Start

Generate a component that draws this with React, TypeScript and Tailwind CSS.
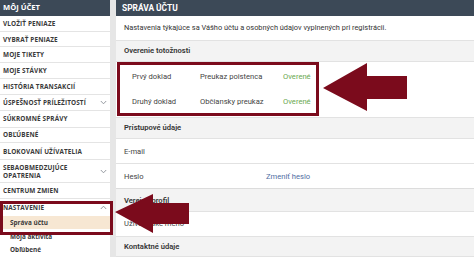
import React from "react";

const Chevron = ({ up = false }: { up?: boolean }) => (
  <svg width="7" height="5" viewBox="0 0 7 5" className="shrink-0">
    <polyline
      points={up ? "0.8,4 3.5,1.2 6.2,4" : "0.8,1 3.5,3.8 6.2,1"}
      fill="none"
      stroke="#8a8f96"
      strokeWidth="0.9"
    />
  </svg>
);

const SideRow = ({
  label,
  h = "h-[16px]",
  chevron,
}: {
  label: React.ReactNode;
  h?: string;
  chevron?: "up" | "down";
}) => (
  <div className={`${h} flex items-center justify-between border-b border-[#e4e4e4] pl-[3px] pr-[3px] pt-[1px]`}>
    <span className="font-bold text-[6.4px] leading-[8px] text-[#3a3a3a] uppercase tracking-[0.02em]">{label}</span>
    {chevron && <Chevron up={chevron === "up"} />}
  </div>
);

const Section = ({ title, h }: { title: string; h: string }) => (
  <div className={`${h} flex items-center bg-[#f3f3f3] border-b border-[#e2e2e2] pl-[8px] text-[7.6px] font-semibold text-[#333]`}>
    {title}
  </div>
);

export default function App() {
  return (
    <div
      className="relative w-[474px] h-[257px] overflow-hidden bg-white flex"
      style={{ fontFamily: "Roboto, 'Open Sans', Arial, sans-serif" }}
    >
      {/* Sidebar */}
      <div className="w-[110px] shrink-0 flex flex-col bg-white" style={{ fontFamily: "'Open Sans', Roboto, sans-serif" }}>
        <div className="h-[16px] bg-[#3c4957] flex items-center pl-[3px] text-white font-bold text-[7.6px]">MÔJ ÚČET</div>
        <SideRow label="VLOŽIŤ PENIAZE" />
        <SideRow label="VYBRAŤ PENIAZE" />
        <SideRow label="MOJE TIKETY" />
        <SideRow label="MOJE STÁVKY" />
        <SideRow label="HISTÓRIA TRANSAKCIÍ" />
        <SideRow label="ÚSPEŠNOSŤ PRÍLEŽITOSTÍ" chevron="down" />
        <SideRow label="SÚKROMNÉ SPRÁVY" h="h-[17px]" />
        <SideRow label="OBĽÚBENÉ" />
        <SideRow label="BLOKOVANÍ UŽÍVATELIA" h="h-[17px]" />
        <SideRow
          label={
            <>
              SEBAOBMEDZUJÚCE
              <br />
              OPATRENIA
            </>
          }
          h="h-[23px]"
          chevron="down"
        />
        <SideRow label="CENTRUM ZMIEN" />
        <div className="h-[17px] flex items-center justify-between pl-[3px] pr-[3px] pt-[1px]">
          <span className="font-bold text-[6.4px] text-[#3a3a3a] uppercase tracking-[0.02em]">NASTAVENIE</span>
          <Chevron up />
        </div>
        <div className="h-[14px] flex items-center bg-[#f7e7d3] pl-[10px] text-[6.4px] font-bold text-[#3a3a3a]">Správa účtu</div>
        <div className="h-[14px] flex items-center pl-[10px] text-[6.4px] font-bold text-[#3a3a3a]">Moja aktivita</div>
        <div className="h-[14px] flex items-center pl-[10px] text-[6.4px] font-bold text-[#3a3a3a]">Obľúbené</div>
      </div>

      {/* gutter */}
      <div className="w-[6px] shrink-0 bg-[#e6e6e6]" />

      {/* Main */}
      <div className="flex-1 flex flex-col">
        <div className="h-[16px] bg-[#3c4957] flex items-center pl-[6px] text-white font-bold text-[8.4px]">SPRÁVA ÚČTU</div>
        <div className="h-[25px] flex items-center border-b border-[#e2e2e2] pl-[8px] text-[7.4px] text-[#333]">
          Nastavenia týkajúce sa Vášho účtu a osobných údajov vyplnených pri registrácii.
        </div>
        <Section title="Overenie totožnosti" h="h-[21px]" />
        <div className="h-[56px] flex flex-col justify-center gap-[13px] border-b border-[#e2e2e2] text-[7.6px] text-[#444]">
          <div className="flex items-center">
            <span className="w-[84px] pl-[16px]">Prvý doklad</span>
            <span className="w-[83px]">Preukaz poistenca</span>
            <span className="text-[#6aa84f]">Overené</span>
          </div>
          <div className="flex items-center">
            <span className="w-[84px] pl-[16px]">Druhý doklad</span>
            <span className="w-[83px]">Občiansky preukaz</span>
            <span className="text-[#6aa84f]">Overené</span>
          </div>
        </div>
        <Section title="Prístupové údaje" h="h-[22px]" />
        <div className="h-[25px] flex items-center border-b border-[#e2e2e2] pl-[8px] text-[7.6px] text-[#444]">E-mail</div>
        <div className="h-[25px] flex items-center border-b border-[#dcdcdc] pl-[8px] text-[7.6px] text-[#444]">
          <span className="w-[142px]">Heslo</span>
          <span className="text-[#4f6ea3]">Zmeniť heslo</span>
        </div>
        <Section title="Verejný profil" h="h-[23px]" />
        <div className="h-[25px] flex items-center border-b border-[#e2e2e2] pl-[8px] text-[7.6px] text-[#444]">Užívateľské meno</div>
        <Section title="Kontaktné údaje" h="h-[20px]" />
      </div>

      {/* Annotation overlays */}
      <div className="absolute left-[117px] top-[62px] w-[202px] h-[54px] border-[3px] border-[#7b0b1c]" />
      <div className="absolute left-0 top-[201px] w-[113px] h-[34px] border-[3px] border-[#7b0b1c]" />
      <svg className="absolute left-0 top-0 pointer-events-none" width="474" height="257">
        <polygon points="323,88 367,63 367,76 407,76 407,99 367,99 367,111" fill="#7b0b1c" />
        <polygon points="115,212 153,194 153,203 189,203 189,224 153,224 153,233" fill="#7b0b1c" />
      </svg>
    </div>
  );
}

End

# Stated goal
Skip every picture and return the lines above from the top through the one that contains "import React from".

# Reply to the task
Generate a component that draws this with React, TypeScript and Tailwind CSS.
import React from "react";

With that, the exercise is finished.